Lina: As a Coleridge instructor, I contributed by preparing the training content and working closely with trainees' teams to guide them to complete their final research projects. The training materials I created are Jupyter notebooks on which I used Python code. Some of the topics covered on those notebooks are data exploration, data visualization, machine learning applications, and inference and data imputation.
Tian: As an instructor, I wrote some of the class materials, gave presentations, and guided groups to finish their projects. During the training, we provided trainees a project template to show the steps they should follow to develop their research questions, conduct analysis, and plan for their own projects. We also provided them Jupyter Notebooks which show them example codes, detailed explanations about the data and analysis methods, and visualizations.
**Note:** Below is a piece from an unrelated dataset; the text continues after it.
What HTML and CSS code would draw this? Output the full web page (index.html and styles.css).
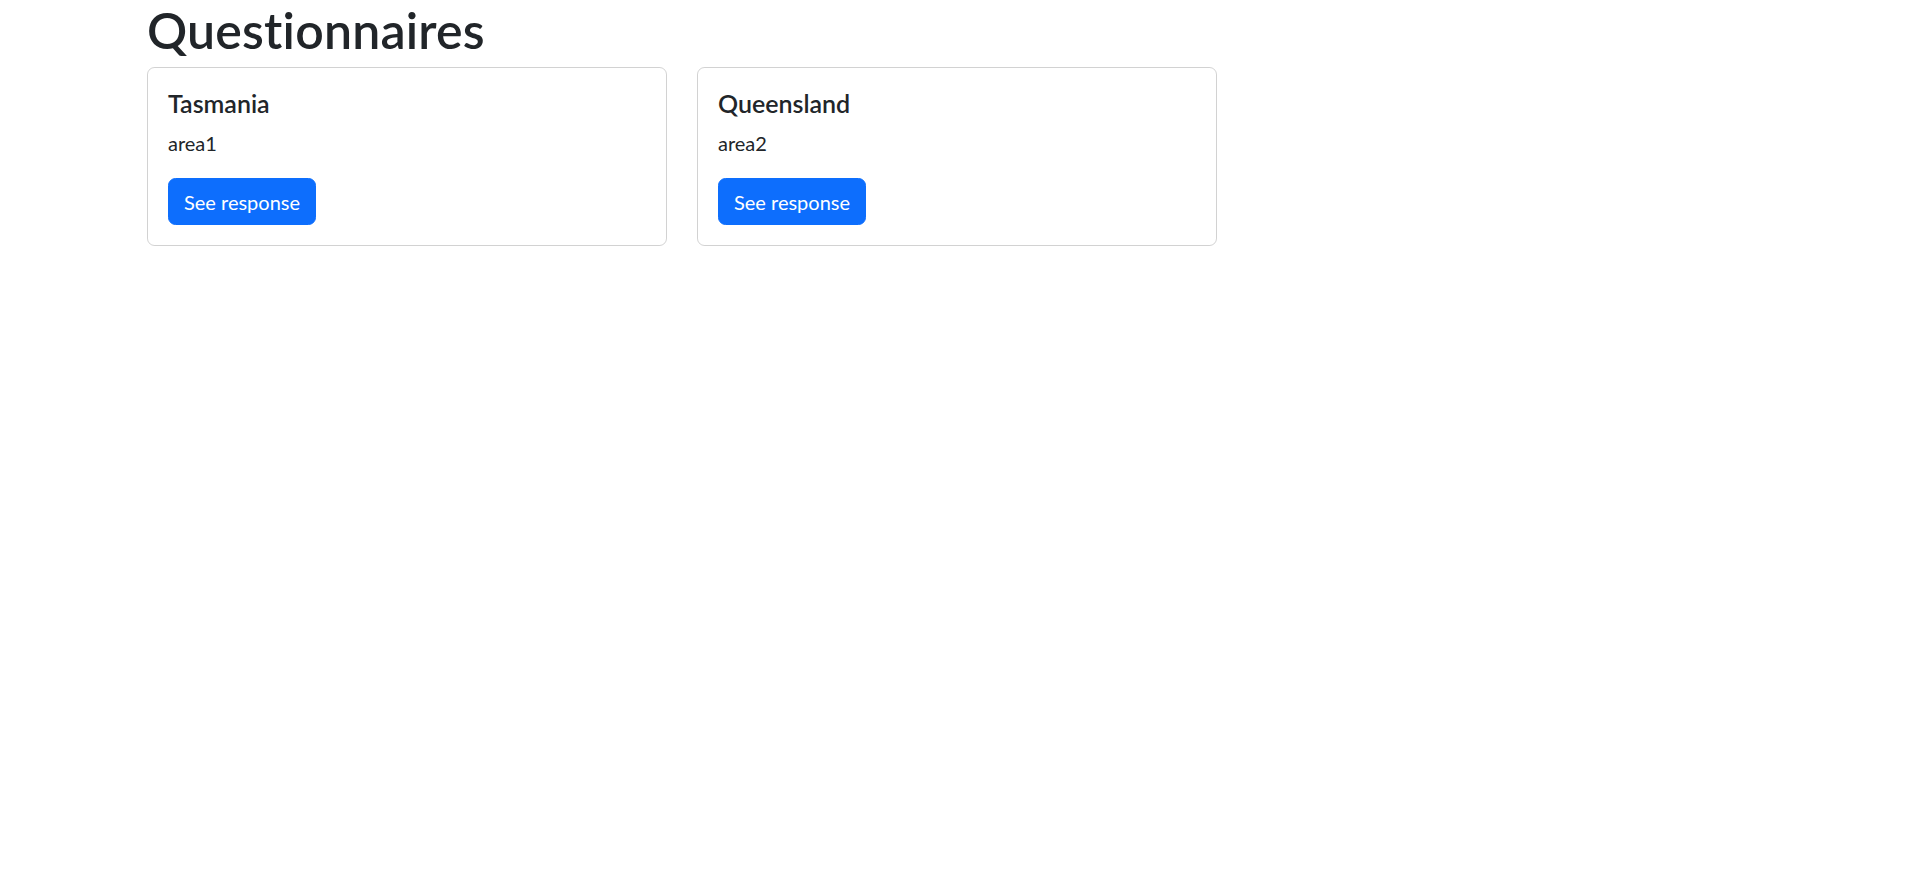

For example, in the OSU class, we showed trainees how to use Ohio Higher Education data and Unemployment Insurance data to calculate community college graduates’ post-graduation earnings and how their earnings vary by degrees, institution locations, etc. We also show them more advanced analysis methods, such as how to use unsupervised machine learning models to categorize Ohio employers.
Between the lectures, trainees can discuss their projects and explore data. When the class was held in person, instructors walked around in the classroom and answered groups’ questions about data, codes, and research. Since the class was moved online, each instructor is assigned to a group and leads that group’s discussions.
Each Coleridge training consists two to three sessions. In between sessions, we meet with groups every one or two weeks to check on their project progress and answer their questions.
If you are interested in the materials that Lina and Tian produced, you can find them here: https://github.com/Coleridge-Initiative/ada-2020-osu
3. What is the value of the Applied Data Analytics Training program for individuals and their organizations?
Lina: The Coleridge training groups experts in different areas, giving trainees a unique opportunity to amplify their network while upscaling their technical skills. Students learn a new programming language and data analysis techniques applied to their areas of expertise. They can bring those new skills to their organizations, given that all notebooks and class materials are shared on a GitHub data repository of free access.
Tian: Administrative data is undoubtedly valuable for research and public policy, but it can be tricky to use if you don’t realize its potential and/or limitations. This training is not limited to data analytical skills. It provides a holistic view of administrative data and facilitates people in different positions to think about how they can improve the quality of the data and the product of the data. For example, the Ohio Unemployment Insurance (UI) wage records include employment information of most workers in Ohio. We usually use it to analyze different groups of workers’ earnings and employment. However, it’s important to keep in mind that the data we use does not cover out-of-state employment, self-employment, federal employees and independent contractors. For another example, we usually use short-term post-graduation earnings to assess college graduates’ labor market outcomes. However, the quality of their employers could also impact their long-term career development and life-long earnings. In the OSU training, we showed people an innovative way to assess employers’ qualities. We used unsupervised machine learning model to cluster Ohio employers and evaluate employers in each cluster by looking at their average characteristics, such as average payrolls, firm sizes, job separation rate, new hire rate, etc.
4. What did you learn through your involvement as an instructor?
Tian: I’ve gained new knowledge throughout the training. Professor Julia Lane’s lectures cover a wide range of topics, such as data management, data visualization, record linkage, missing data imputation, machine learning, confidentiality and privacy issues, etc. Trainees have also brought in different perspectives, research topics, and analytical methods. In some way, they are helping us to improve too. For example, in the OSU class, one group looked at how earnings vary by a student’s degree and the industry he/she works in. They showed their results by using a Sankey diagram on Tableau, which we didn’t cover in the training but is an effective and interactive way to deliver information to policymakers, researchers, and the public.
Lina: Coleridge training has been a very stimulating experience. The pace is fast; preparation of training materials required a high level of collaborative work. I had to work closely with the other instructors and learn and share my knowledge to get the training materials done. The Coleridge Initiative facilitates this teamwork dynamic because it has a data sharing infrastructure called the Administrative Data Research Facility (ADRF), a secured environment to share code, data, and communications with all the other team members, following high-quality data management practices.
5. What is the long term value of the Coleridge Initiative Applied Data Analytics Training program and the ADRF?
Tian: As I mentioned earlier, administrative data has its limitations and they may bias our research findings to some extent. The ADRF alleviates some of the limitations. For example, our labor market outcome analyses were limited to Ohio because we didn’t have access to other states’ UI wage records. The ADRF provides a secure platform to store data from different states and allows researchers to do cross-state analyses. This facilitates new research ideas and attenuates measurement errors.
Lina: The Coleridge Initiative training allows different states to share public administrative records in the same environment putting the information available for researchers to explore that data and try to answer relevant policy questions applying sophisticated data analysis techniques.